Conferences and meetings attended
1956: All-Northern Nigeria Political Parties Conference, which worked out modalities for a hitch free visit of Her Majesty Queen Elizabeth's official tour to Northern Nigeria during her state visit to Nigeria in 1956. The conference was convened by the Premier of Northern Nigeria, Sir Ahmadu Bello and was presided over by Sir Abubakar Tafawa Balewa The Prime Minister.
1958: All-Africa Peoples Conference, Accra, Ghana, where African Freedom Charter for the liberation of Africa from colonial rule was adopted
1960: All-Africa Positive Action Conference against French Atomic Test in the Sahara, Accra Ghana
1960: Led a six member first ever unofficial Nigerian delegation to the International Conference for solidarity with the struggles of the Algerian peoples for independence from the French Colonial Rule in Peking, People's Republic of China
1967: Delegate to the Northern Leaders of Thought Conference in Kaduna where Northern Nigeria's stand on the 1971 Nigeria's constitutional crises was adopted
1967: Member 16 member Northern Consultative Committee set up to advise the Military Governor of Northern Region
1967: Member Northern Nigeria Advisory Committee on the creation of states in Nigeria
1969: Leader Nigerian Delegation to the emergency meeting of Afro-Asian Peoples Solidarity Conference, Khartum, Republic of Sudan
1970: General Meeting of World Peace Council, Berlin, German Democratic Republic, GDR
1994/1995: Nigerian Constitutional Conference
2014: Delegate Nigerian National Conference
2014: Member National Conference Consensus Building Group

Awards and recognitions
1970: Life Patron Award by the Nigerian Union of Journalists Kano State Chapter
2005: National Honor Award of Officer of the Order of the Federal Republic, OFR
2007: National Television Authority (NTA) Prominence Award for Northern Development & Integration
2010: Kano State Government Achievers Award: Most Influential Personality of The Year
2013: Nigerian Institute of International Affairs Life Member Award
2014: National Conference Award of All Time Democrat
1962-1966: Due to passionate interest in promoting education in Nigeria, he used the opportunity to secure free scholarship for 12 Nigerians not related to him personally to undergo degree courses in various universities in the defunct Soviet Union. Following are the beneficiaries of the scholarships:
 Dr. Muhtari Ahmed Kura, Kano
 Dr. Muhammad Achimalo Garba, Kano
 Tanko Yaro Mahmud, Plateau
 Hamza Ahmed, Plateau
 Garba Dorayi, Kano
 Muhammad Nasir Ahmed, Sokoto
 Malam Sidi Kwaru, Kano
 Bello Sule, Kano
 Baba Jimeta, Adamawa
 Ado Gwadabe, Kano
 Nuhu Muhammed, Niger
 Alhaji Muhammad Abubakar Yakasai, Kano

Publications and extracurricular activities
2004/2012 Author: 1004-pages two volumes autobiography titled Tanko Yakasai: The Story of a Humble Life, an autobiography.

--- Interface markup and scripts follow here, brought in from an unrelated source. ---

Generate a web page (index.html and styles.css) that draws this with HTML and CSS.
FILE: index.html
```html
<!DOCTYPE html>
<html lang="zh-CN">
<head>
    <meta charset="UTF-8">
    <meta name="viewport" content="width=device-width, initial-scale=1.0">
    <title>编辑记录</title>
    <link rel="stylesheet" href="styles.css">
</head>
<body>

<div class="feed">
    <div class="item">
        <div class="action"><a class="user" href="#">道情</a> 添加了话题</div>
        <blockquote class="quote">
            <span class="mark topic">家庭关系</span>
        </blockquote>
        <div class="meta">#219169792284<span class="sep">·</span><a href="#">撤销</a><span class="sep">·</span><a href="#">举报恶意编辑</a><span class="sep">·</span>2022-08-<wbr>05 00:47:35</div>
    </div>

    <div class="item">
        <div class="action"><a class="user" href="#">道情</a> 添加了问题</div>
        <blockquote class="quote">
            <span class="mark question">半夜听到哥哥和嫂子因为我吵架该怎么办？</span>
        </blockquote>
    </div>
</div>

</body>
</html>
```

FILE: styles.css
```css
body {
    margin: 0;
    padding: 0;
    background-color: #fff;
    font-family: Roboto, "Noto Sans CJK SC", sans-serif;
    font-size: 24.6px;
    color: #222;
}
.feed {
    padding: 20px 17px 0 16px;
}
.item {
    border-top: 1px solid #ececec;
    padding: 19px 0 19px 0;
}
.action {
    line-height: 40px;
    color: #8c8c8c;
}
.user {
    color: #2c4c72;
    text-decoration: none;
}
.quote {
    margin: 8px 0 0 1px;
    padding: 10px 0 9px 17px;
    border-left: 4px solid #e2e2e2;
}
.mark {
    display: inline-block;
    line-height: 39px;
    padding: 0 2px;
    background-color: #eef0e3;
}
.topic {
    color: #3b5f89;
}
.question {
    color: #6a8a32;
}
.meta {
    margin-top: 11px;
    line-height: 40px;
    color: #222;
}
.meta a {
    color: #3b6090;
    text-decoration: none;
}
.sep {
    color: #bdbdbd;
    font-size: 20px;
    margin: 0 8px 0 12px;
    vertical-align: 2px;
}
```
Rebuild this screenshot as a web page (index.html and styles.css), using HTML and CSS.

Delivered numerous lectures on various topics both at home and abroad on many national and international issues.
Public Affairs commentator for over six decades.

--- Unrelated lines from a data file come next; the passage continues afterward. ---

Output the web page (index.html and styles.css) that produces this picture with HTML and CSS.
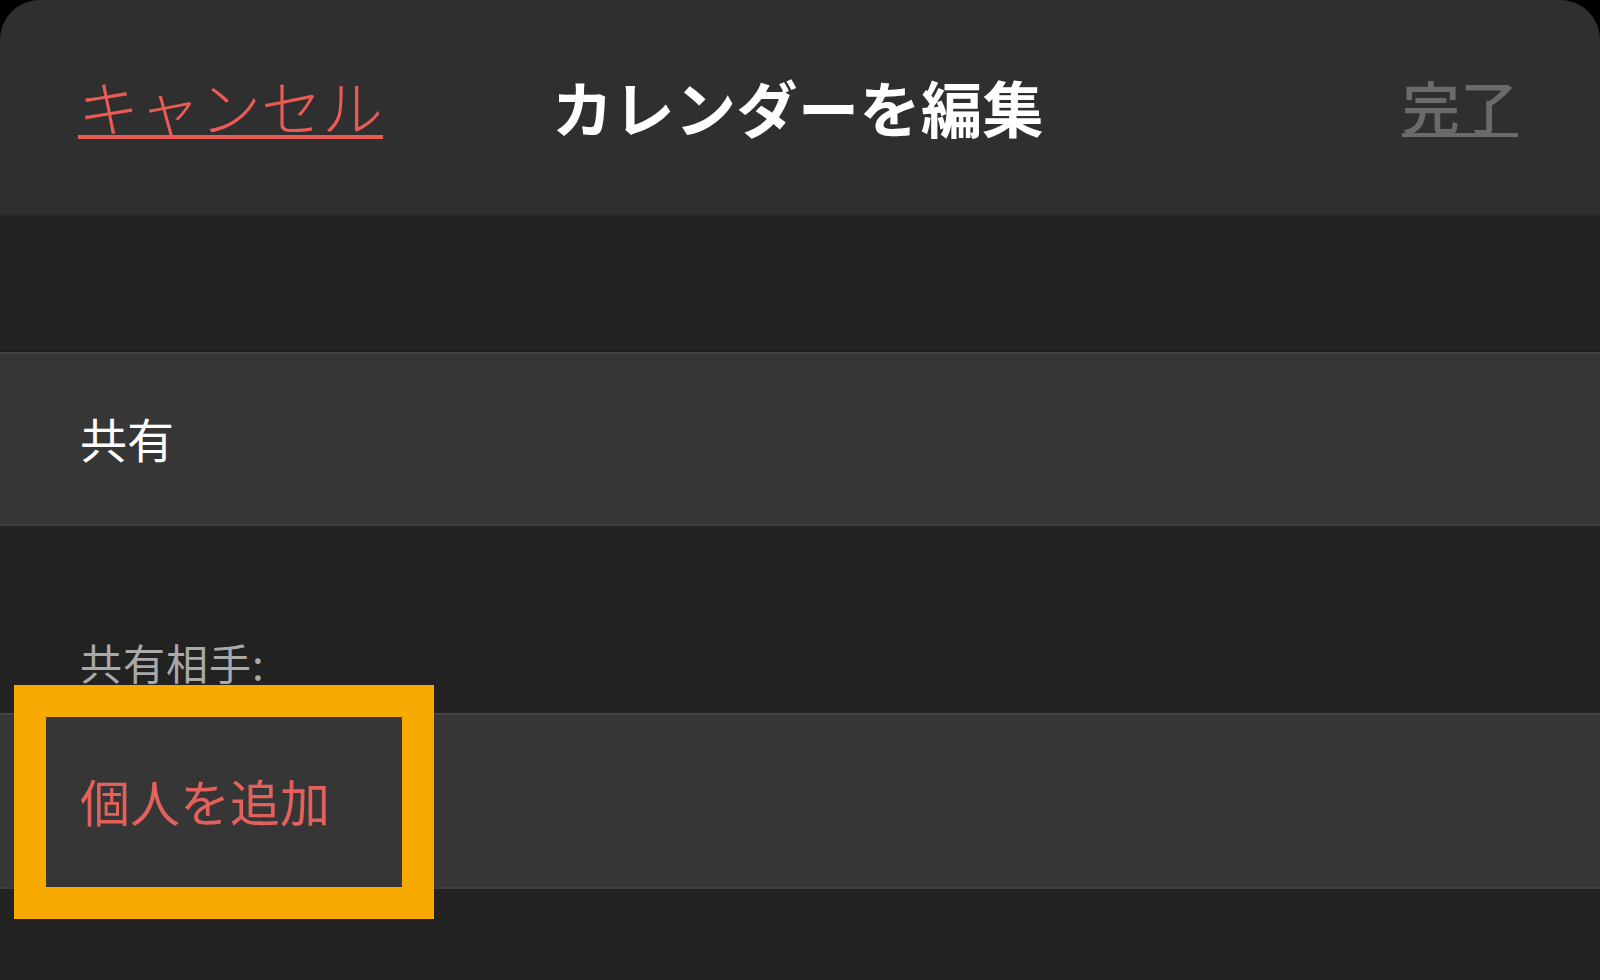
FILE: index.html
```html
<!DOCTYPE html>
<html lang="ja">
<head>
<meta charset="utf-8">
<title>カレンダーを編集</title>
<link rel="stylesheet" href="styles.css">
</head>
<body>
<div class="sheet">
  <header class="nav">
    <a class="nav-cancel">キャンセル</a>
    <h1 class="nav-title">カレンダーを編集</h1>
    <a class="nav-done">完了</a>
  </header>
  <div class="spacer"></div>
  <div class="row">
    <span class="row-text">共有</span>
  </div>
  <div class="section-label">
    <span>共有相手:</span>
  </div>
  <div class="row row-add">
    <span class="row-action">個人を追加</span>
    <div class="highlight"></div>
  </div>
  <div class="rest"></div>
</div>
</body>
</html>
```
FILE: styles.css
```css
html, body {
  margin: 0;
  padding: 0;
  background: #000;
  width: 1600px;
  height: 980px;
  overflow: hidden;
}
body {
  font-family: "Noto Sans CJK JP", "Noto Sans", sans-serif;
}
.sheet {
  width: 1600px;
  height: 980px;
  background: #222222;
  border-radius: 40px 40px 0 0;
  overflow: hidden;
  display: flex;
  flex-direction: column;
}
.nav {
  height: 214px;
  background: #2f2f2f;
  border-bottom: 2px solid #282828;
  display: grid;
  grid-template-columns: 1fr auto 1fr;
  align-items: center;
  padding: 0 82px 0 78px;
}
.nav-cancel {
  justify-self: start;
  color: #ea5b55;
  font-size: 61px;
  font-weight: 300;
  text-decoration: underline;
  text-decoration-thickness: 4px;
  text-underline-offset: 3px;
  line-height: 1;
  margin-top: -4px;
}
.nav-title {
  margin: 0;
  color: #ffffff;
  font-size: 61px;
  font-weight: 700;
  line-height: 1;
  letter-spacing: 0.5px;
  margin-top: -2px;
}
.nav-done {
  justify-self: end;
  color: #6a6a6a;
  font-size: 58px;
  font-weight: 500;
  text-decoration: underline;
  text-decoration-thickness: 4px;
  text-underline-offset: 3px;
  line-height: 1;
  margin-top: -4px;
}
.spacer {
  height: 134px;
  border-bottom: 2px solid #1b1b1b;
}
.row {
  position: relative;
  height: 170px;
  background: #363636;
  border-top: 2px solid #444444;
  border-bottom: 2px solid #3e3e3e;
  display: flex;
  align-items: center;
  padding-left: 80px;
}
.row-text {
  color: #ffffff;
  font-size: 47px;
  line-height: 1;
  margin-top: -4px;
}
.section-label {
  height: 187px;
  display: flex;
  align-items: flex-end;
  padding-left: 80px;
}
.section-label span {
  color: #a9a9a9;
  font-size: 42px;
  line-height: 1;
  margin-bottom: 30px;
  letter-spacing: 1px;
}
.row-add {
  height: 172px;
}
.row-action {
  color: #e4615b;
  font-size: 50px;
  line-height: 1;
  margin-top: -2px;
}
.highlight {
  position: absolute;
  left: 14px;
  top: -30px;
  width: 356px;
  height: 170px;
  border: 32px solid #f8a900;
}
.rest {
  flex: 1;
}
```
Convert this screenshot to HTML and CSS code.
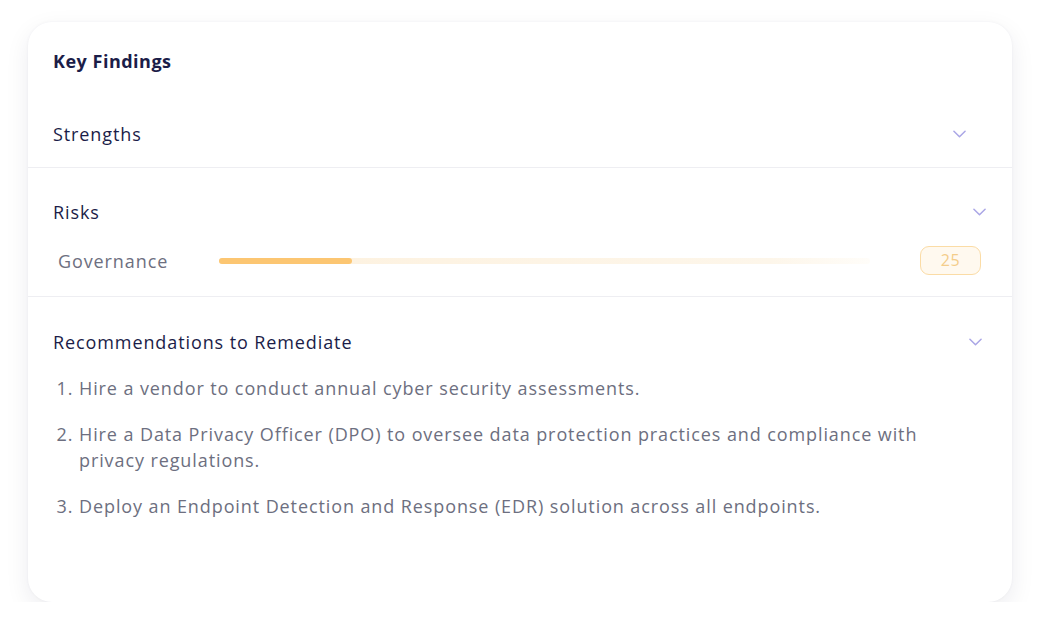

Visited more than 30 countries in Africa, Asia, Europe and America including United States of America, Russia, United Kingdom, France, Germany, Italy, Spain, Japan, India, People's Republic of China, South Korea, Philippines, Malaysia, Indonesia, Hong Kong, Burma, Taiwan, Thailand, Sri Lanka, Brazil, Egypt, United Arab Emirates, Qatar, Saudi Arabia, Syria, Lebanon, Kenya, Tanzania, Ethiopia, Ghana, Guinea, Mali, Togo, Republic of Niger among others.
Married with 19 children and 59 grandchildren.

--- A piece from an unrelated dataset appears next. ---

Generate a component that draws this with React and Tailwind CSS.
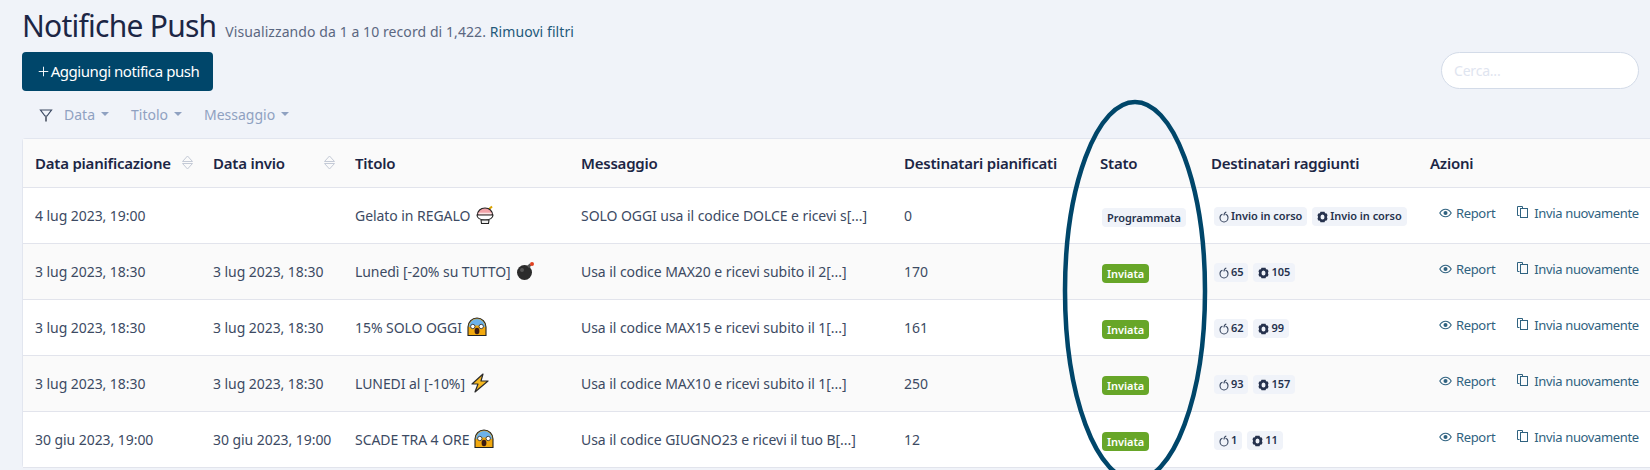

Tanko Yakasai did not receive formal education; a self made person, he worked to acquire an education for himself.

Political persecution
Between 1953 and 1986, Tanko Yakasai was one of the most persecuted politicians in the history of Nigerian political activism, he was subjected to arrests and detentions on ten different occasions: four during colonial era, four in the First Republic, and two during military regime: one each under the (1983 to 1985) regime of General Muhammad Buhari and (1985 to 1993) regime of General Ibrahim Badamasi Babangida.